I got the following response from my friend Ed Meagher, ex-military and now a retired long-time VA employee: “I have had this discussion many, many times with gun rights, 2nd Amendment advocates over the years. They make arguments about the 2nd amendment, personal safety and the ill-defined notion of ‘freedom’ as they interpret it. However at the root of it is always the hatred for big government and in some cases government of any size. They harbor this notion that they may have to, at some point, take up their weapons and go fight government. It is an incoherent argument and when you press them they usually resort to name calling, i.e., communist, socialist and more recent Antifa and Democrat.”
Rep. Mo Brooks (R-Ala.) has stated that "the Second Amendment is designed to help ensure that we, the citizenry, always have the right to take back our government should it become dictatorial. The moment that we take from our citizenry our ability to take our government back is the moment that the ability of dictatorial forces increases to the point where perhaps they will try to implement a dictatorial government at the federal level."
The conservative radio host Erick Erickson has written that the Second Amendment “has just as much to do with the people protecting themselves from tyranny as it does burglars." UCLA constitutional law professor Adam Winkler states, "The idea that the Second Amendment protects the right to have guns to fight against the government used to be a fringe idea, just among militia groups and Second Amendment purists. But it's become much more mainstream over the last 10 years or so."
I will confess that, speaking for myself personally, I find the view that we need guns to protect ourselves against our government to be pretty close to unhinged. We live in a democratic society – if the government starts behaving badly, there are many steps short of armed revolt we can take to stop it, starting, of course, with voting against those in power. And we have strong courts to protect the minority rights in the Bill of Rights.
Well, it might be objected, even if the chances of us falling victim to a tyranny against which we need to defend ourselves are small, does arming ourselves serve as an insurance policy just in case?
The problem is that arming ourselves for defense against tyranny has costs of its own. Probably the biggest costs are paranoia and pathological suspicion in society, something we are most definitely suffering from today in the US. And if people have no trust in our leaders, they are less likely to voluntarily and willingly comply with laws and regulations, so compliance is driven only by fear, punishments and surveillance.

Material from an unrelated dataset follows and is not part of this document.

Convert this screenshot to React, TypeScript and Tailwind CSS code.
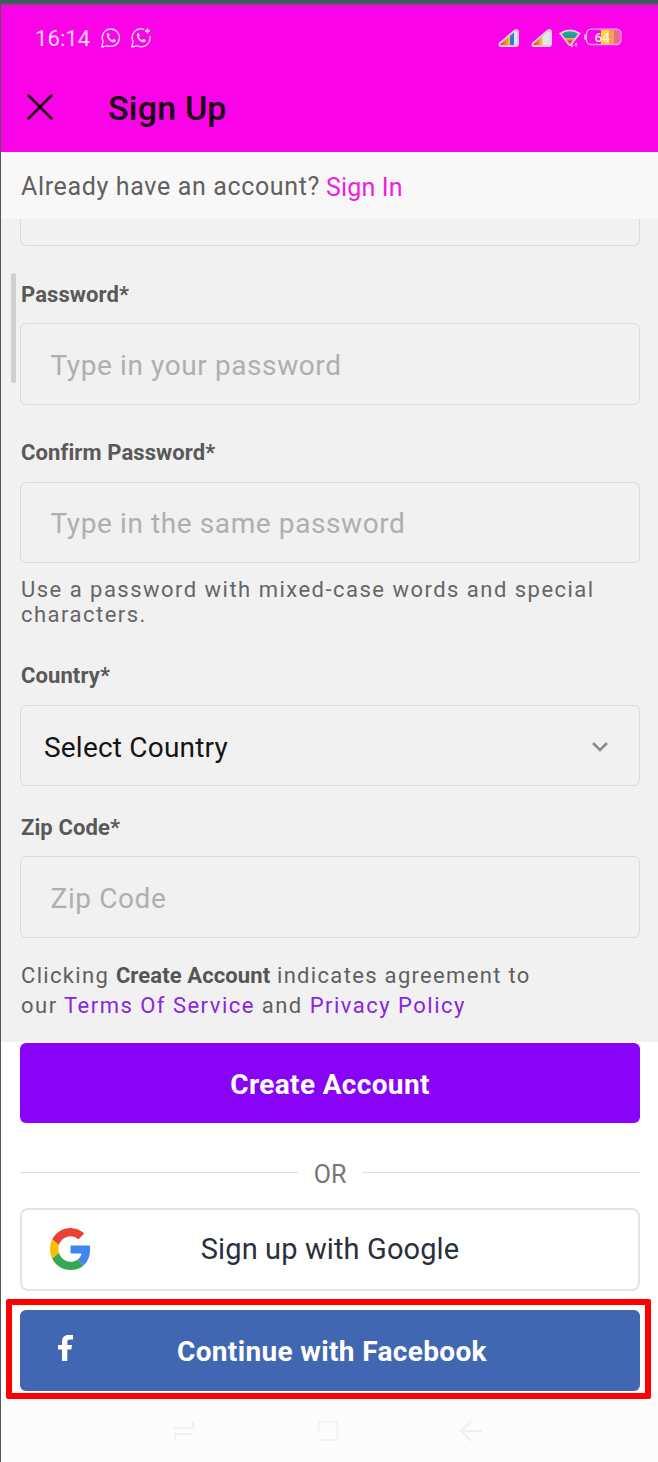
import type { ReactNode } from 'react';

const labelClass = 'block pl-px text-[22px] leading-[26px] font-bold tracking-[0.1px] text-[#595959]';
const fieldClass = 'flex w-full items-center rounded-md border border-[#dadada] bg-[#f1f1f1]';

function WhatsAppIcon({ badge = false }: { badge?: boolean }) {
  return (
    <svg viewBox="0 0 20 20" className="h-5 w-5" fill="none" stroke="#ffd6fb" strokeWidth="1.3">
      <path d={badge ? 'M13.2 1.6A8.6 8.6 0 0 0 2.1 13.4L.9 18.9l5.7-1.1A8.7 8.7 0 0 0 18.8 8' : 'M10.2 1a8.7 8.7 0 0 0-8.1 12.4L.9 18.9l5.7-1.1A8.7 8.7 0 1 0 10.2 1Z'} />
      <path
        d="M6.2 5.5c.6-.7 1.4-.5 1.7.1l.7 1.6c.2.5-.6 1-.8 1.5.6 1.5 1.9 2.7 3.5 3.3.6-.3 1-1.2 1.5-1l1.7.8c.6.4.2 1.5-.5 2-3.1 2.4-9.6-3.6-7.8-8.3Z"
        fill="#ffd6fb"
        stroke="none"
      />
      {badge && <path d="M16.5.6v5M14 3.1h5" strokeWidth="1.8" />}
    </svg>
  );
}

function SignalIcon({ id, blue = false }: { id: string; blue?: boolean }) {
  return (
    <svg viewBox="0 0 22 19" className="h-[19px] w-[22px]">
      <defs>
        <linearGradient id={id}>
          <stop offset="0.1" stopColor="#d9472f" />
          <stop offset="0.4" stopColor="#f0a026" />
          <stop offset="0.58" stopColor={blue ? '#f3cf38' : '#f5dfa5'} />
          <stop offset="0.59" stopColor={blue ? '#2a80d0' : '#dceeea'} />
          <stop offset="0.76" stopColor={blue ? '#2a80d0' : '#dceeea'} />
          <stop offset="0.77" stopColor="#d5e9e5" />
        </linearGradient>
      </defs>
      <path
        d="M2 14.2 16.5 1.8q3.5-2.2 3.5 1.5v11.7q0 2-2 2H3q-2.5 0-1-2.8Z"
        fill={`url(#${id})`}
        stroke="#eac5df"
        strokeWidth="2"
      />
    </svg>
  );
}

function WifiIcon() {
  return (
    <svg viewBox="0 0 22 20" className="h-5 w-[22px]">
      <defs>
        <linearGradient id="wifi" x2="0" y2="1">
          <stop offset="0.2" stopColor="#26ae6c" />
          <stop offset="0.35" stopColor="#2591bd" />
          <stop offset="0.52" stopColor="#258fc4" />
          <stop offset="0.53" stopColor="#f3c832" />
          <stop offset="0.75" stopColor="#e4522c" />
        </linearGradient>
      </defs>
      <path d="M1.3 4.5Q11-1.8 20.5 4.5L11.8 15.6q-.9 1-1.8 0Z" fill="url(#wifi)" stroke="#eac5df" strokeWidth="1.8" />
      <path d="M13 14v4m-1.5-1.5L13 18l1-1.5M17 18v-4m-1.3 1.5L17 14l1.3 1.5" fill="none" stroke="#ffd6fb" />
    </svg>
  );
}

function BatteryIcon() {
  return (
    <svg viewBox="0 0 38 18" className="h-[18px] w-[38px]">
      <rect x="17" y="2" width="8" height="14" fill="#f8d928" />
      <rect x="25" y="2" width="5" height="14" fill="#f4a05e" />
      <path d="M30 2h3q3 0 3 3v8q0 3-3 3h-3Z" fill="#ed6b88" />
      <rect x="2.5" y="1.2" width="34.5" height="15.3" rx="4.5" fill="none" stroke="#f8a9e9" strokeWidth="1.3" />
      <path d="M1.2 6.5v5" stroke="#ffe0fc" strokeWidth="2" />
      <text x="10.5" y="14" fontSize="13.5" fontWeight="500" fill="#ffe9e8">
        64
      </text>
    </svg>
  );
}

function GoogleLogo() {
  return (
    <svg viewBox="0 0 48 48" className="h-[42px] w-[41px]" preserveAspectRatio="none">
      <path fill="#EA4335" d="M24 9.5c3.54 0 6.71 1.22 9.21 3.6l6.85-6.85C35.9 2.38 30.47 0 24 0 14.62 0 6.51 5.38 2.56 13.22l7.98 6.19C12.43 13.72 17.74 9.5 24 9.5z" />
      <path fill="#4285F4" d="M46.98 24.55c0-1.57-.15-3.09-.38-4.55H24v9.02h12.94c-.58 2.96-2.26 5.48-4.78 7.18l7.73 6c4.51-4.18 7.09-10.36 7.09-17.65z" />
      <path fill="#FBBC05" d="M10.53 28.59c-.48-1.45-.76-2.99-.76-4.59s.27-3.14.76-4.59l-7.98-6.19C.92 16.46 0 20.12 0 24c0 3.88.92 7.54 2.56 10.78l7.97-6.19z" />
      <path fill="#34A853" d="M24 48c6.48 0 11.93-2.13 15.89-5.81l-7.73-6c-2.15 1.45-4.92 2.3-8.16 2.3-6.26 0-11.57-4.22-13.47-9.91l-7.98 6.19C6.51 42.62 14.62 48 24 48z" />
    </svg>
  );
}

function Placeholder({ children }: { children: ReactNode }) {
  return <span className="mt-[3px] ml-[29.5px] text-[28px] tracking-[0.6px] text-[#afafaf]">{children}</span>;
}

export default function App() {
  return (
    <div className="h-[1462px] w-[658px] overflow-hidden border-l-[1.5px] border-[#555] bg-white font-['Roboto',sans-serif]">
      <div className="h-[3px] bg-[#3e5a60]" />
      <div className="h-0.5 bg-[#5b5d5c]" />

      <header className="h-[147px] bg-[#fa04e7]">
        <div className="flex h-[66px] items-center pr-[36px] pl-[34px]">
          <span className="w-[55px] text-[22px] tracking-[0.1px] text-[#ffd6fb]">16:14</span>
          <div className="ml-[11px] flex gap-[10px]">
            <WhatsAppIcon />
            <WhatsAppIcon badge />
          </div>
          <div className="ml-auto flex items-center">
            <SignalIcon id="sim1" blue />
            <div className="ml-[11px]">
              <SignalIcon id="sim2" />
            </div>
            <div className="mt-0.5 ml-[6px]">
              <WifiIcon />
            </div>
            <div className="-mt-0.5 ml-[3px]">
              <BatteryIcon />
            </div>
          </div>
        </div>
        <div className="flex h-[74px] items-center pl-[26px]">
          <svg viewBox="0 0 26 26" className="mb-[3px] h-[26px] w-[26px]" stroke="#160014" strokeWidth="2.5" strokeLinecap="round">
            <path d="m1.5 1.5 23 23m0-23-23 23" />
          </svg>
          <h1 className="ml-[55px] text-[34px] font-medium tracking-[0.2px] text-[#160014]">Sign Up</h1>
        </div>
      </header>

      <div className="flex h-[67px] items-center bg-[#f8f8f8] pt-[3px] pl-5 text-[25px] text-[#606060]">
        <span className="tracking-[0.65px]">Already have an account?</span>
        <a className="mt-px ml-[6px] tracking-[0.15px] text-[#ea24dc]">Sign In</a>
      </div>

      <main className="relative h-[823px] bg-[#f1f1f1] pr-[18px] pl-[19px]">
        <div className="absolute top-[54px] left-[10px] h-[110px] w-[5px] rounded-full bg-[#cfcfcf]" />
        <div className="h-[27px] rounded-b-md border border-t-0 border-[#dadada]" />

        <label className={`${labelClass} mt-[36px]`}>Password*</label>
        <div className={`${fieldClass} mt-[15px] h-[82px]`}>
          <Placeholder>Type in your password</Placeholder>
        </div>

        <label className={`${labelClass} mt-[35px]`}>Confirm Password*</label>
        <div className={`${fieldClass} mt-[16px] h-[81px]`}>
          <Placeholder>Type in the same password</Placeholder>
        </div>
        <p className="mt-[14px] pl-px text-[22px] leading-[25px] tracking-[1.48px] text-[#666]">
          Use a password with mixed-case words and special
          <br />
          characters.
        </p>

        <label className={`${labelClass} mt-[36px]`}>Country*</label>
        <div className={`${fieldClass} mt-[16px] h-[81px] justify-between border-[#cecece]`}>
          <span className="mt-[4px] ml-[23px] text-[28px] tracking-[0.2px] text-[#151515]">Select Country</span>
          <svg viewBox="0 0 18 12" className="mt-[2px] mr-[30px] h-3 w-[18px]" fill="none" stroke="#8b8b8b" strokeWidth="2.6">
            <path d="m2 2 7 7 7-7" />
          </svg>
        </div>

        <label className={`${labelClass} mt-[29px]`}>Zip Code*</label>
        <div className={`${fieldClass} mt-[15px] h-[82px]`}>
          <Placeholder>Zip Code</Placeholder>
        </div>

        <p className="mt-[23px] pl-px text-[22px] leading-[29.5px] tracking-[1.48px] text-[#606060]">
          <span className="tracking-[1.32px]">
            Clicking <b className="tracking-[0.1px] text-[#555]">Create Account</b> indicates agreement to
          </span>
          <br />
          our <a className="text-[#8726dc]">Terms Of Service</a> and <a className="text-[#8726dc]">Privacy Policy</a>
        </p>
      </main>

      <section className="h-[349px] pt-px pr-[18px] pl-[19px]">
        <button className="block h-20 w-full rounded-md bg-[#8903f8] pt-1 text-[28px] font-bold tracking-[0.35px] text-white">
          Create Account
        </button>

        <div className="flex h-[85px] items-center pt-[14px]">
          <div className="h-px flex-1 bg-[#dedede]" />
          <span className="mx-[16px] mt-[4px] text-[25px] text-[#777]">OR</span>
          <div className="h-px flex-1 bg-[#dedede]" />
        </div>

        <button className="relative block h-[83px] w-full rounded-lg border-2 border-[#e3e3e8] bg-white text-[29px] tracking-[0.12px] text-[#29303c]">
          <div className="absolute top-[18px] left-[28px]">
            <GoogleLogo />
          </div>
          <span>Sign up with Google</span>
        </button>

        <div className="relative mt-[19px]">
          <button className="flex h-[81px] w-full items-center rounded-md bg-[#4267b2] text-[28px] font-bold tracking-[0.35px] text-white">
            <svg viewBox="0 0 15 26" className="mb-[5px] ml-[38px] h-[26px] w-[15px]" fill="white">
              <path d="M4 26V14.5H0V10h4V7C4 2.5 6.2 0 10.5 0H15v4.5h-2.8C10 4.5 9.3 5.3 9.3 7v3H14l-.7 4.5h-4V26Z" />
            </svg>
            <span className="mt-[3px] ml-[104px]">Continue with Facebook</span>
          </button>
          <div className="pointer-events-none absolute -top-[11px] -right-[11px] -bottom-[8px] -left-[14px] rounded-[2px] border-[6px] border-[#f00]" />
        </div>
      </section>

      <nav className="h-[71px] bg-[#fcfcfc]">
        <div className="flex h-[79px] items-center pl-[172px]">
          <svg viewBox="0 0 22 22" className="h-[22px] w-[22px]" fill="none" stroke="#f0f0f0" strokeWidth="1.8">
            <path d="M1 8h19V2M20 14H2v6" />
          </svg>
          <svg viewBox="0 0 22 22" className="ml-[122px] h-[22px] w-[22px]" fill="none" stroke="#f3f3f3" strokeWidth="1.8">
            <path d="M2 13V2h18v18H2" />
          </svg>
          <svg viewBox="0 0 24 24" className="ml-[120px] h-6 w-6" fill="none" stroke="#f0f0f0" strokeWidth="1.8">
            <path d="M23 12H2L12 2M2 12l10 10" />
          </svg>
        </div>
      </nav>
    </div>
  );
}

It is hard to do too much about the active government haters out there. But there are some things the rest of us can do. A simple one is to use the phrase “our government” rather than “the government,” to emphasize that government is not an alien appendage. And we should take as a responsibility to promote the idea that, in our country, we are in it together, with our government. This is so for all our government’s many imperfections. A long time ago, Lyndon Johnson used to say, “I’m the only president you’ve got.” This is the only government we’ve got.